Will you write out the data exactly, excluding every picture?

— START OF INFORMATION SUPPLIED —

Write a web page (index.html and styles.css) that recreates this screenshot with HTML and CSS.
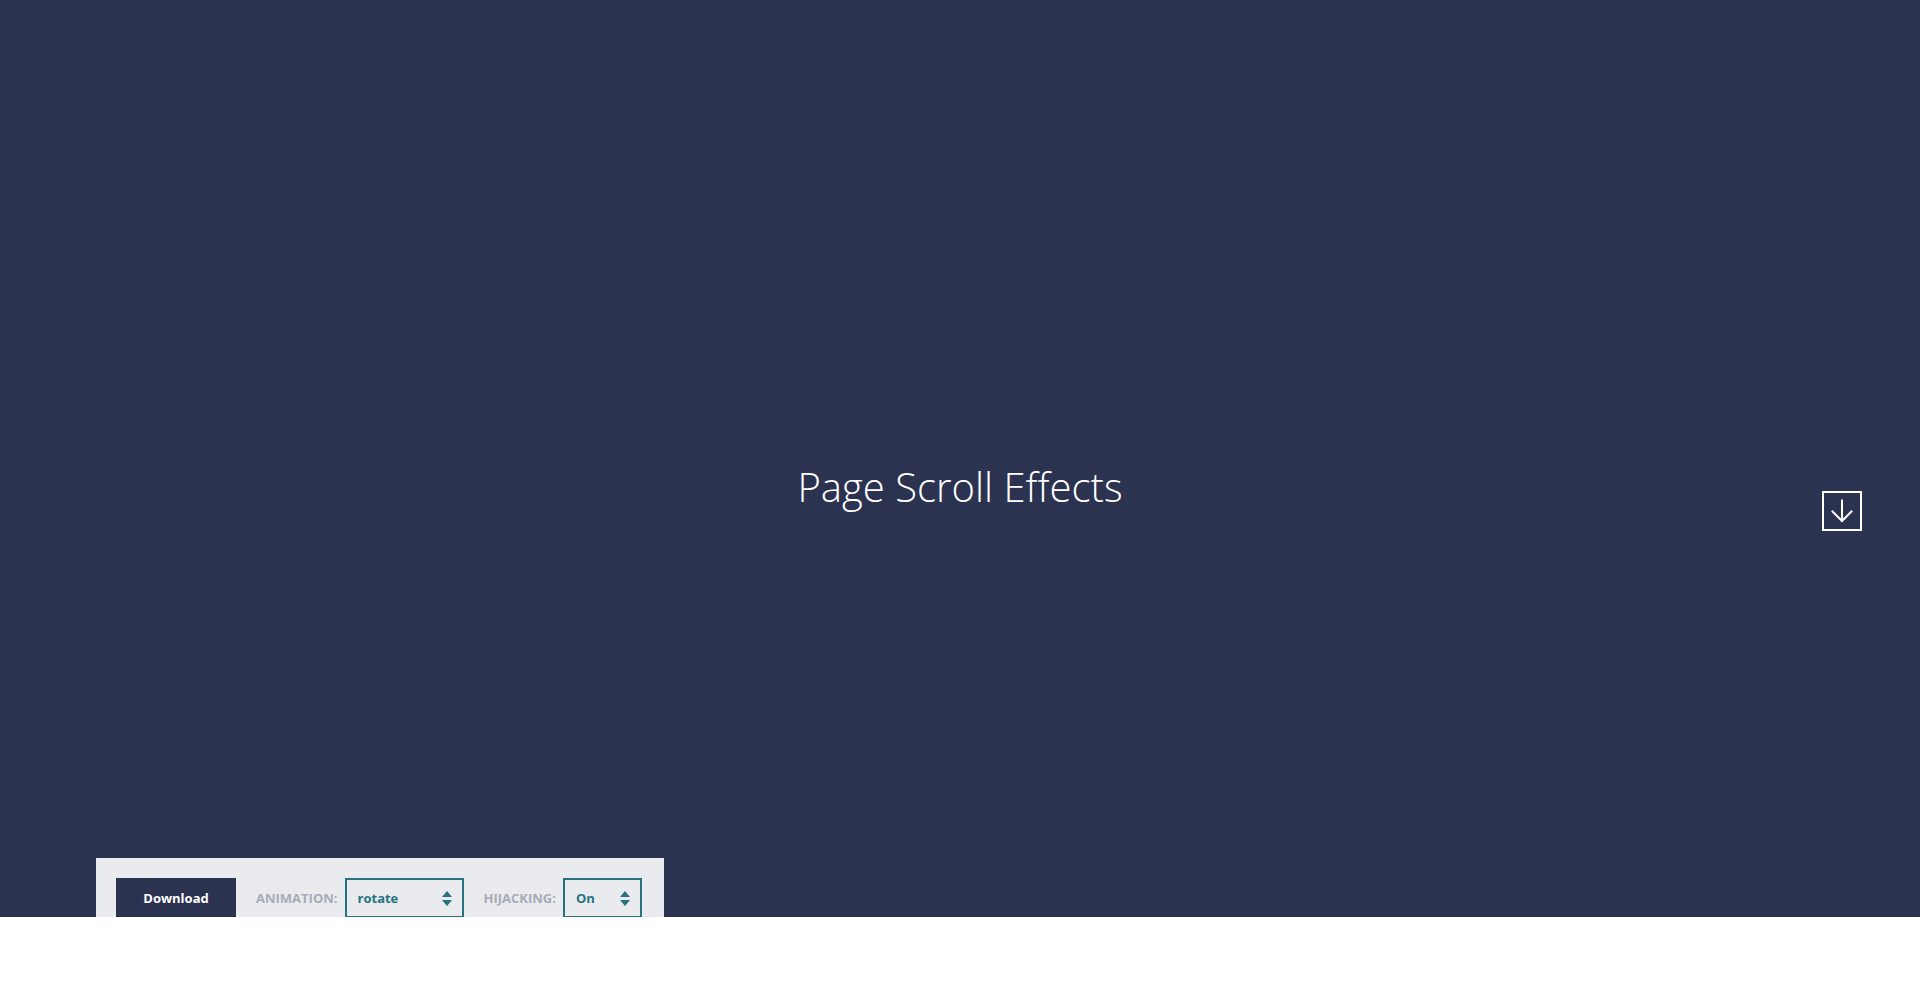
FILE: index.html
```html
<!DOCTYPE html>
<html lang="en">
<head>
<meta charset="utf-8">
<title>Page Scroll Effects</title>
<link rel="stylesheet" href="styles.css">
</head>
<body>
<section class="hero">
  <h1 class="hero-title">Page Scroll Effects</h1>

  <nav class="vertical-nav">
    <a class="nav-next" href="#" aria-label="Next section">
      <svg width="24" height="24" viewBox="0 0 24 24" fill="none" stroke="#fff" stroke-width="2" stroke-linecap="square">
        <path d="M12 1.5 V22"/>
        <path d="M2.5 12.5 L12 22 L21.5 12.5"/>
      </svg>
    </a>
  </nav>

  <div class="options">
    <a class="btn-download" href="#">Download</a>
    <div class="option">
      <span class="option-label">Animation:</span>
      <div class="select select-wide">
        <span class="select-value">rotate</span>
        <span class="select-arrows"><i class="tri-up"></i><i class="tri-down"></i></span>
      </div>
    </div>
    <div class="option">
      <span class="option-label">Hijacking:</span>
      <div class="select select-narrow">
        <span class="select-value">On</span>
        <span class="select-arrows"><i class="tri-up"></i><i class="tri-down"></i></span>
      </div>
    </div>
  </div>
</section>
<div class="page-rest"></div>
</body>
</html>
```

FILE: styles.css
```css
* { box-sizing: border-box; }

html, body {
  margin: 0;
  padding: 0;
  background: #ffffff;
  font-family: "Open Sans", "Noto Sans", sans-serif;
}

.hero {
  position: relative;
  height: 917px;
  background: #2c3351;
  overflow: hidden;
  display: flex;
  align-items: center;
  justify-content: center;
  padding-top: 56px;
}

.hero-title {
  margin: 0;
  color: #ffffff;
  font-weight: 300;
  font-size: 40px;
  line-height: 1.2;
  letter-spacing: 0;
}

.vertical-nav {
  position: absolute;
  right: 58px;
  top: 491px;
}

.nav-next {
  display: flex;
  align-items: center;
  justify-content: center;
  width: 40px;
  height: 40px;
  border: 2px solid #ffffff;
}

.options {
  position: absolute;
  left: 96px;
  top: 858px;
  width: 568px;
  height: 80px;
  background: #e9ebef;
  padding: 20px 20px;
  display: flex;
  align-items: flex-start;
  gap: 20px;
}

.btn-download {
  display: flex;
  align-items: center;
  justify-content: center;
  width: 120px;
  height: 40px;
  background: #2c3351;
  color: #ffffff;
  font-weight: 700;
  font-size: 13px;
  text-decoration: none;
}

.option {
  display: flex;
  align-items: center;
  height: 40px;
  gap: 7px;
}

.option-label {
  text-transform: uppercase;
  color: #a7abb7;
  font-weight: 700;
  font-size: 13px;
}

.select {
  display: flex;
  align-items: center;
  justify-content: space-between;
  height: 40px;
  border: 2px solid #267380;
  padding: 0 10px 0 11px;
  color: #267380;
  font-weight: 700;
  font-size: 13px;
}

.select-wide { width: 119px; }
.select-narrow { width: 79px; }

.select-arrows {
  display: flex;
  flex-direction: column;
  gap: 3px;
}

.tri-up, .tri-down {
  display: block;
  width: 0;
  height: 0;
  border-left: 5px solid transparent;
  border-right: 5px solid transparent;
}

.tri-up { border-bottom: 6px solid #267380; }
.tri-down { border-top: 6px solid #267380; }

.page-rest {
  height: 67px;
  background: #ffffff;
}
```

— END OF INFORMATION SUPPLIED —

### ANSWER
Write a web page (index.html and styles.css) that recreates this screenshot with HTML and CSS.
FILE: index.html
```html
<!DOCTYPE html>
<html lang="en">
<head>
<meta charset="utf-8">
<title>Page Scroll Effects</title>
<link rel="stylesheet" href="styles.css">
</head>
<body>
<section class="hero">
  <h1 class="hero-title">Page Scroll Effects</h1>

  <nav class="vertical-nav">
    <a class="nav-next" href="#" aria-label="Next section">
      <svg width="24" height="24" viewBox="0 0 24 24" fill="none" stroke="#fff" stroke-width="2" stroke-linecap="square">
        <path d="M12 1.5 V22"/>
        <path d="M2.5 12.5 L12 22 L21.5 12.5"/>
      </svg>
    </a>
  </nav>

  <div class="options">
    <a class="btn-download" href="#">Download</a>
    <div class="option">
      <span class="option-label">Animation:</span>
      <div class="select select-wide">
        <span class="select-value">rotate</span>
        <span class="select-arrows"><i class="tri-up"></i><i class="tri-down"></i></span>
      </div>
    </div>
    <div class="option">
      <span class="option-label">Hijacking:</span>
      <div class="select select-narrow">
        <span class="select-value">On</span>
        <span class="select-arrows"><i class="tri-up"></i><i class="tri-down"></i></span>
      </div>
    </div>
  </div>
</section>
<div class="page-rest"></div>
</body>
</html>
```

FILE: styles.css
```css
* { box-sizing: border-box; }

html, body {
  margin: 0;
  padding: 0;
  background: #ffffff;
  font-family: "Open Sans", "Noto Sans", sans-serif;
}

.hero {
  position: relative;
  height: 917px;
  background: #2c3351;
  overflow: hidden;
  display: flex;
  align-items: center;
  justify-content: center;
  padding-top: 56px;
}

.hero-title {
  margin: 0;
  color: #ffffff;
  font-weight: 300;
  font-size: 40px;
  line-height: 1.2;
  letter-spacing: 0;
}

.vertical-nav {
  position: absolute;
  right: 58px;
  top: 491px;
}

.nav-next {
  display: flex;
  align-items: center;
  justify-content: center;
  width: 40px;
  height: 40px;
  border: 2px solid #ffffff;
}

.options {
  position: absolute;
  left: 96px;
  top: 858px;
  width: 568px;
  height: 80px;
  background: #e9ebef;
  padding: 20px 20px;
  display: flex;
  align-items: flex-start;
  gap: 20px;
}

.btn-download {
  display: flex;
  align-items: center;
  justify-content: center;
  width: 120px;
  height: 40px;
  background: #2c3351;
  color: #ffffff;
  font-weight: 700;
  font-size: 13px;
  text-decoration: none;
}

.option {
  display: flex;
  align-items: center;
  height: 40px;
  gap: 7px;
}

.option-label {
  text-transform: uppercase;
  color: #a7abb7;
  font-weight: 700;
  font-size: 13px;
}

.select {
  display: flex;
  align-items: center;
  justify-content: space-between;
  height: 40px;
  border: 2px solid #267380;
  padding: 0 10px 0 11px;
  color: #267380;
  font-weight: 700;
  font-size: 13px;
}

.select-wide { width: 119px; }
.select-narrow { width: 79px; }

.select-arrows {
  display: flex;
  flex-direction: column;
  gap: 3px;
}

.tri-up, .tri-down {
  display: block;
  width: 0;
  height: 0;
  border-left: 5px solid transparent;
  border-right: 5px solid transparent;
}

.tri-up { border-bottom: 6px solid #267380; }
.tri-down { border-top: 6px solid #267380; }

.page-rest {
  height: 67px;
  background: #ffffff;
}
```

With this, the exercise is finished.